The Day I Died

My beloved husband Tony died suddenly in 2012. The trauma affected me so much more than anyone knows.
You build yourself back from something so dark in small breaths and in big gulps.
My experience of loss cut me wide open and I am still sewing myself back together. In the beginning, the thread felt like shards of glass.
The good news is that I never was left alone.
The bad news is that it's isolating and frightening even with the most amazing team of family and friends a girl could dream of.
During one post loss counseling session a few years after his death, my therapist told me that the day Tony died, I also died and my children were dealing with that loss as well.
Can you even imagine the room after hearing that? The heaviness. The absolute shock. The smack of truth given in the most sweet, gentle voice known to man?
This sentence has lived in my head all these years and it is today in 2025 that I am realizing what a consummate professional woman she is to have the restraint to wait until I could digest that truth.
More good news; I have never been without profound love in my midst. I could always hold pain and light even in the aftermath of his death. I don’t know how I acquired this skill. I think it started in first grade when I was given a book with what to me was clearly heaven on it-cornflower blue sky, fluffy clouds and bright beams of light pouring through the picture. It opened up something in me that still makes me pause when I see light streaming out of the sky on random drive.
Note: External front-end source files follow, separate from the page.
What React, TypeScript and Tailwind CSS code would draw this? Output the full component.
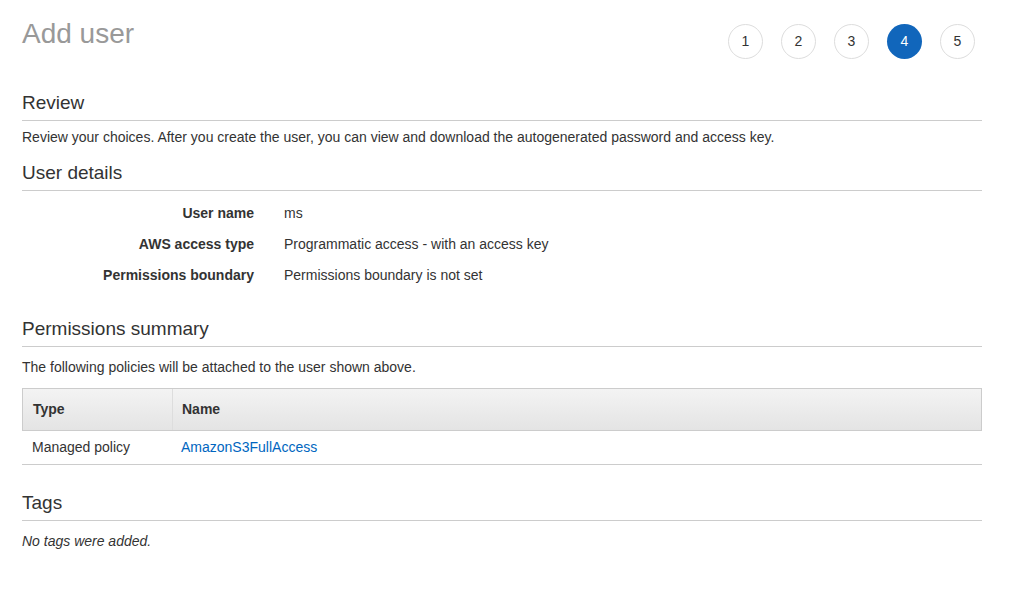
export default function App() {
  const H = ({ t }: { t: string }) => (
    <div className="text-[19px] leading-[24px] text-[#333] border-b border-[#ccc] pb-[5px]">{t}</div>
  );
  const rows = [
    ["User name", "ms"],
    ["AWS access type", "Programmatic access - with an access key"],
    ["Permissions boundary", "Permissions boundary is not set"],
  ];
  return (
    <div className="w-[1017px] h-[601px] bg-white text-[#333] text-[14px]" style={{ fontFamily: '"Liberation Sans", Arial, sans-serif' }}>
      <div className="w-[960px] ml-[22px]">
        <div className="flex justify-between pt-[18px]">
          <div className="text-[28px] leading-[32px] text-[#999]">Add user</div>
          <div className="flex gap-[18px] mt-[6px] mr-[7px]">
            {[1, 2, 3, 4, 5].map((n) => (
              <div key={n} className={`w-[35px] h-[35px] rounded-full flex items-center justify-center text-[14px] ${n === 4 ? "bg-[#1166bb] text-white" : "border border-[#ddd] text-[#333]"}`}>{n}</div>
            ))}
          </div>
        </div>
        <div className="mt-[32px]"><H t="Review" /></div>
        <div className="mt-[7px] leading-[18px]">Review your choices. After you create the user, you can view and download the autogenerated password and access key.</div>
        <div className="mt-[15px]"><H t="User details" /></div>
        <div className="mt-[13px] flex flex-col gap-[13px]">
          {rows.map(([l, v]) => (
            <div key={l} className="flex leading-[18px]">
              <div className="w-[232px] text-right font-bold">{l}</div>
              <div className="ml-[30px]">{v}</div>
            </div>
          ))}
        </div>
        <div className="mt-[33px]"><H t="Permissions summary" /></div>
        <div className="mt-[11px] leading-[18px]">The following policies will be attached to the user shown above.</div>
        <div className="mt-[12px] border-b border-[#ccc]">
          <div className="flex h-[43px] items-center border border-[#ccc] bg-gradient-to-b from-[#f3f3f3] to-[#e4e4e4] font-bold">
            <div className="w-[150px] h-full flex items-center pl-[10px] border-r border-[#ddd]">Type</div>
            <div className="pl-[9px]">Name</div>
          </div>
          <div className="flex h-[33px] items-center">
            <div className="w-[150px] pl-[10px]">Managed policy</div>
            <div className="pl-[9px] text-[#0066c0]">AmazonS3FullAccess</div>
          </div>
        </div>
        <div className="mt-[26px]"><H t="Tags" /></div>
        <div className="mt-[11px] italic leading-[18px]">No tags were added.</div>
      </div>
    </div>
  );
}
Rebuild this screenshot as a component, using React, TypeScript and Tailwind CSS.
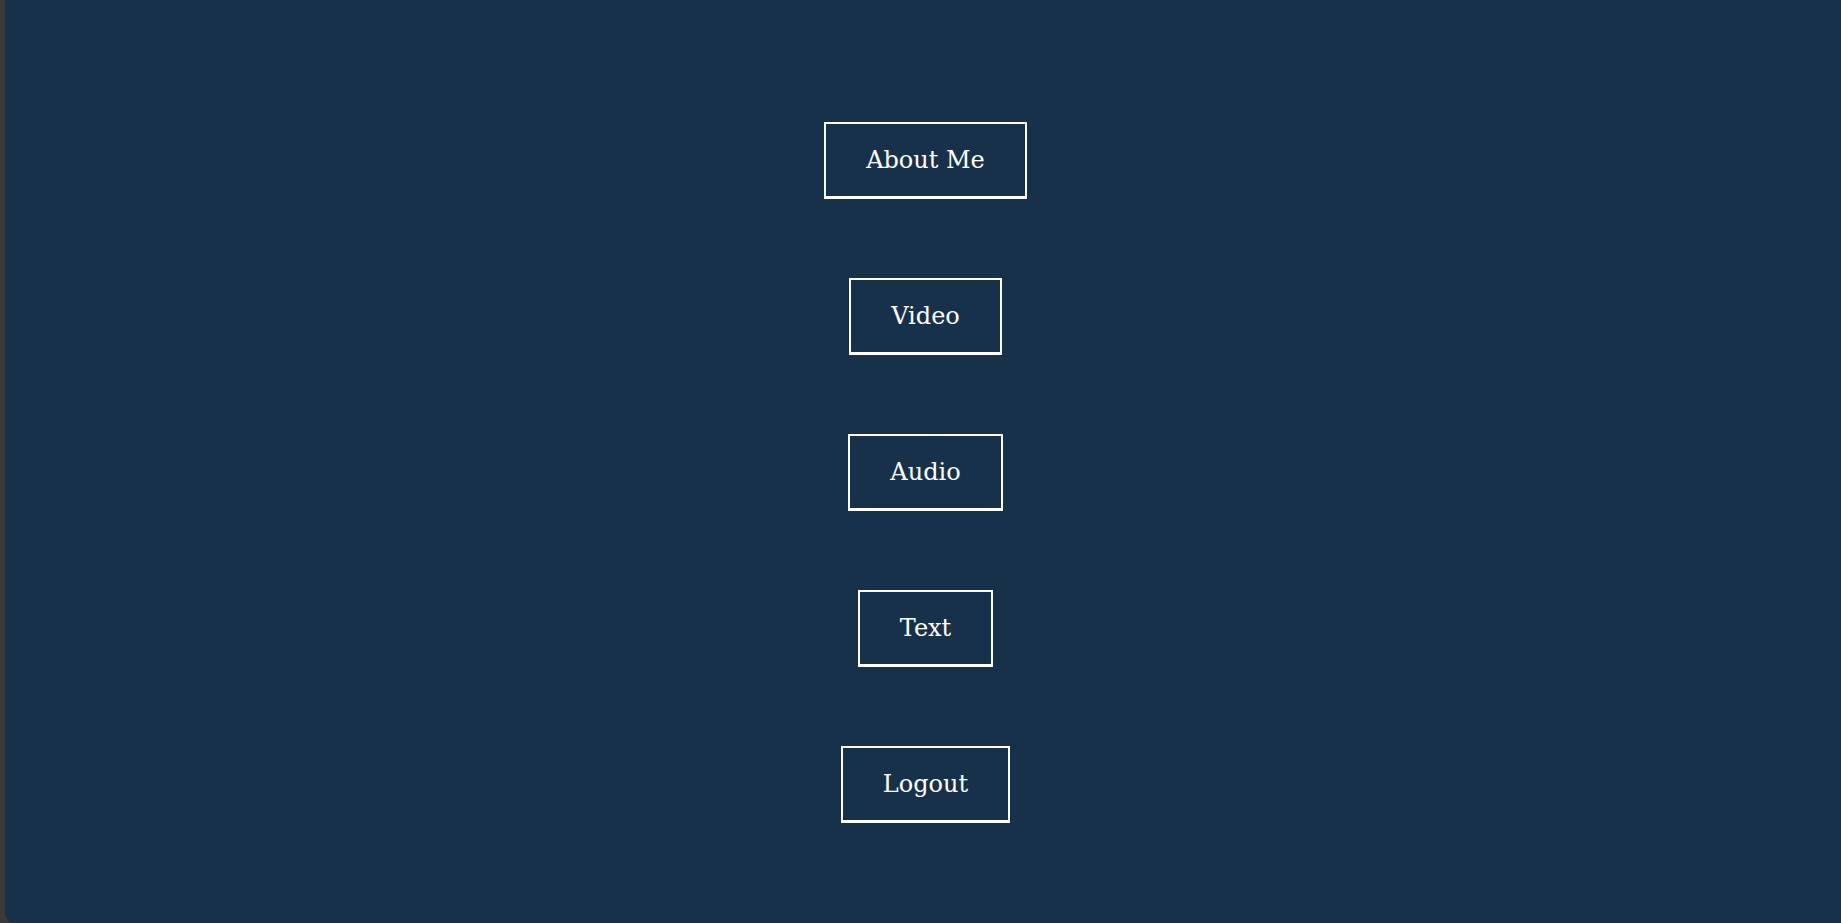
import React from "react";

const items = ["About Me", "Video", "Audio", "Text", "Logout"];

const NavButton = ({ label }: { label: string }) => {
  return (
    <button className="border-2 border-b-[3px] border-white px-[40px] pt-[18px] pb-[18px] text-[24px] leading-[36px] text-white bg-transparent">
      {label}
    </button>
  );
};

export default function App() {
  return (
    <div className="flex h-[923px] w-full bg-[#3a3a3a]">
      <div
        className="ml-[5px] flex flex-1 flex-col items-center gap-[79px] rounded-bl-[10px] bg-[#18314b] pl-[5px] pt-[122px]"
        style={{ fontFamily: '"DejaVu Serif", "Liberation Serif", serif' }}
      >
        {items.map((item) => (
          <NavButton key={item} label={item} />
        ))}
      </div>
    </div>
  );
}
There has been SO much more pain since 2012.
And so much more LOVE. And so much more JOY.
I am on the other side of utter devastation now. This era is a precious sparkle I have longed for. The thread I am sewing myself back together with now is buttery smooth and adorned in glitter.
There was no magic way out. No shortcuts. Only one breath at a time.
If you have had a tough era or are under a weight right now, HOLD ON. Hold the hand of a safe person. Message someone you know will listen.
If you have lived even a little, you know life is profoundly hard, unfair and difficult.
Perhaps you need “Colleen” who hasn’t had a fairy tale life. I will sit with you.